Stanford Synchrotron Radiation Lightsource

[Figure 1]  Using circularly polarized x-rays at the Ti L_2,3-edges, the researchers directly probed the ferromagnetism in the Ti d_xy orbitals at the LaAlO₃/SrTiO₃ heterointerface.

A fundamental feature of emergent materials such as oxide heterostructures is the interplay between charge, spin, orbital, and lattice degrees of freedom that induces a staggering variety of exotic phenomena including colossal magnetoresistance, metal-insulator transition, magnetoelasticity, and others. Moreover, each degree of freedom is tunable via doping, which results in changes of valence state and local structure and, therefore, variations of the ordered phase. This remarkable tunability motivates extensive and ongoing research on heterostructures in order to investigate new phenomena [1–3] and exploit them in device applications [4, 5]. In oxide heterostructures, control mechanisms other than doping are available, such as deliberately altering the interfacial polar discontinuity to modify the physical properties of thin-film structures [6–8].

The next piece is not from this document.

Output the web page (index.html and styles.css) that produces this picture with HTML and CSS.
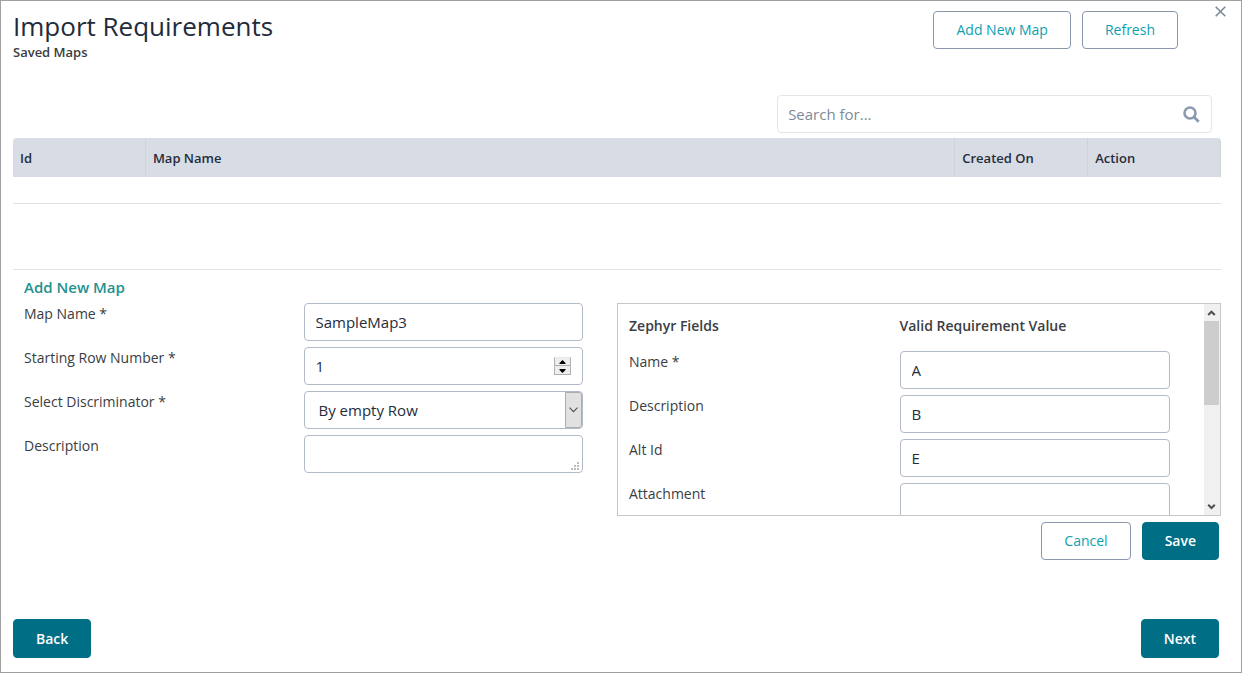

LaAlO₃ (lanthanum aluminium oxide, LAO) and SrTiO₃ (strontium titanium oxide, STO) materials are perovskites, a class of mineral oxides whose unique electronic properties are of great interest to scientists. In general, these particular perovskites are insulators. But when sandwiched together, the resulting heterostructure can conduct electricity at the interface where the materials meet [1-8]. In fact, when cooled to near-absolute zero, this heterostructure becomes a superconductor [9], conducting electricity without resistance. The heterostructure also displays surprising magnetic qualities at the juncture of LAO and STO [10]. Neither material alone is magnetic, even when doped with impurities to tune its properties.

In order to confirm the existence of magnetism at the interface, researchers needed to understand the spin and orbital moments in the material. SSRL scientist Jun-Sik Lee studied heterostructures that consisted of 0–20 crystal-units thick LAO layers on STO substrates. These heterostructures were grown by the Hwang group of the Stanford Institute for Materials and Energy Sciences (SIMES), a joint SLAC-Stanford institute. Hwang is an expert in LAO/STO heterostructure research and has been studying it for a decade. X-ray spectroscopic measurements such as x-ray magnetic circular dichroism (XMCD) and polarization-dependent X-ray absorption spectroscopy (XAS) were performed at SSRL Beam Lines 13-1 and 10-1. In these techniques, the x-rays can be tuned to the exact wavelength needed to probe the properties of specific elements. The researchers used the x-rays to look specifically at the titanium in the STO slice of the heterostructure, or at oxygen in STO and LAO.

The expected magnetic moment and, hence, the resulting magnetic signal were so small that they neared the technical detection limit. To get a reliable signal, the researchers had to be extremely accurate in the data collection process. As a result, they found direct evidence for in-plane ferromagnetic order at the interface, with titanium Ti³⁺ character in the d_xy orbital of the anisotropic t_2g band, as shown in Figure 1. In other word, the all-spins direction is parallel to the LAO surface direction, known as “in-plane ferromagnetic order.”

The results also have important implications for other LAO/STO interface properties, such as its coexisting superconducting state, which occurs in the presence of the polarized titanium d_xy orbital. These findings establish a striking example of emergent phenomena at oxide interfaces, underlining the potential of these materials to create novel multifunctional states in atomically precise transition metal oxide heterostructures with properties distinct from the individual components.